17 Sisyphus revisited

Karim Benammar Episode 17

The philosopher Albert Camus uses the myth of Sisyphus as a parable for human existence. We are condemned to toil endlessly, without result, like Sisyphus pushing a boulder up the hill, only to have it roll down again. This is certainly the case in a world without progress, in which we are barely surviving, but is it true in a world of abundance and creativity? Can humanity escape Sisyphus’ fate? If so, what does that future look like? Let’s revisit this myth and the fundamental question about of the meaning of our lives.

Welcome to Cornucopia, the podcast where we examine the shift to abundance. My name is Karim Benammar, and on today's episode, let's revisit the myth of Sisyphus.

I'd like to explore an abundant Sisyphus, or a Sisyphus living in an age of abundance, or how we are Sisyphus in an age of abundance.

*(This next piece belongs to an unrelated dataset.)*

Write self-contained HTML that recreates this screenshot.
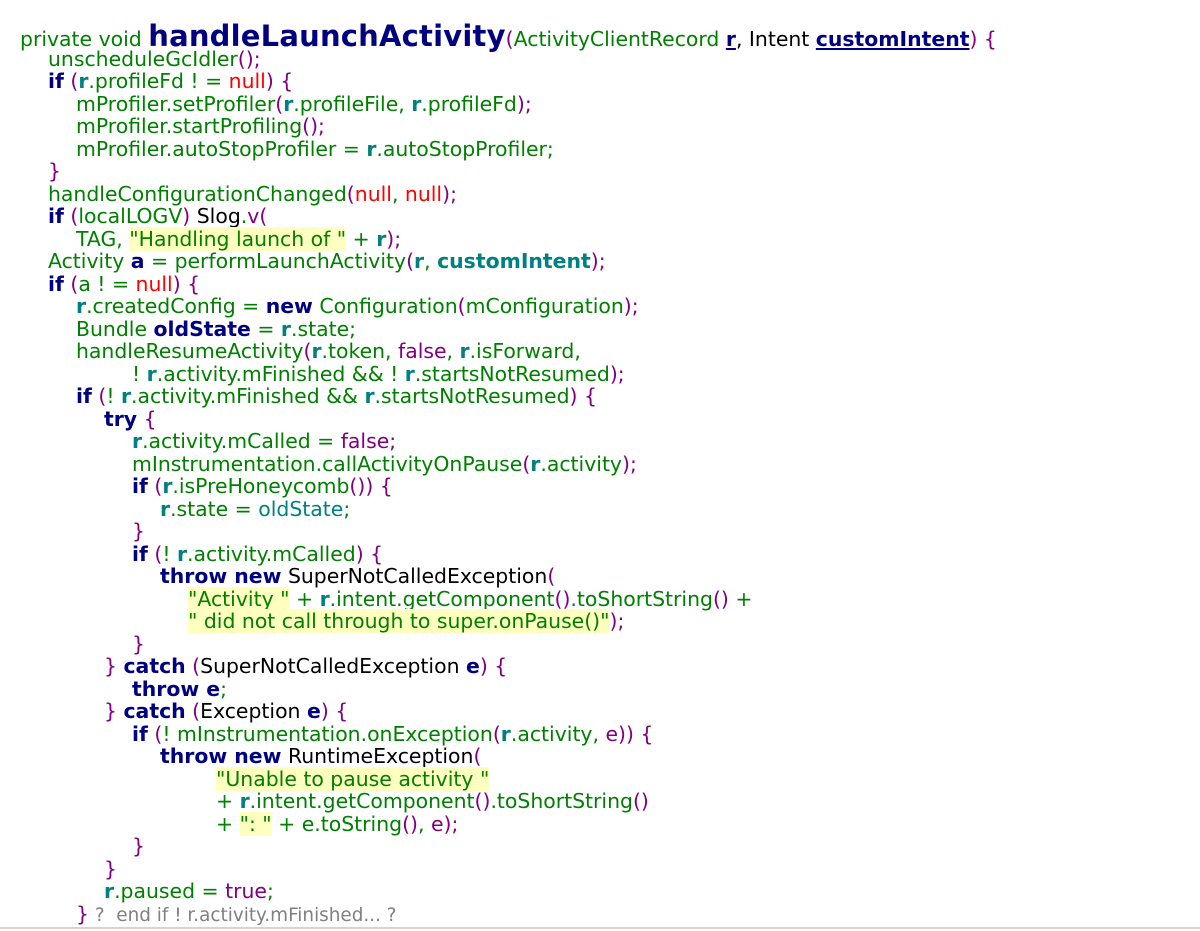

The story of Sisyphus is a way to explore the meaning of life, whether our life and all our activity and everything we do and we build in the world has meaning, whether we can talk about the idea of progress. 

And so I'm not just speaking about Sisyphus himself or his story, but rather about “The Myth of Sisyphus”, which is a book and an essay by the philosopher Albert Camus, in which he uses the story of Sisyphus to illustrate a deep truth about human existence, about the meaning of our lives And I suppose the fundamental question on this walk, on this exploration, is whether the shift from a world of scarcity to a world of abundance changes something fundamentally in the meaning of our lives.

“The Myth of Sisyphus” is a short essay at the end of a book called The Myth of Sisyphus by Al, it's one of the most beautifully written pieces of philosophy, so I hope you have a chance to read it. If you know Sisyphus, you know that he's the person who has to push a rock up a hill, and then when the rock gets to the top of the hill, it rolls down again, and Sisyphus has to walk down and push the rock up the hill again, and do this completely repetitive, nonsensical behaviour for all of eternity. So Sisyphean labour, or to work like Sisyphus, in many languages is meant to denote work, which you have to keep doing, you have to keep repeating without a clear outcome, without a clear goal.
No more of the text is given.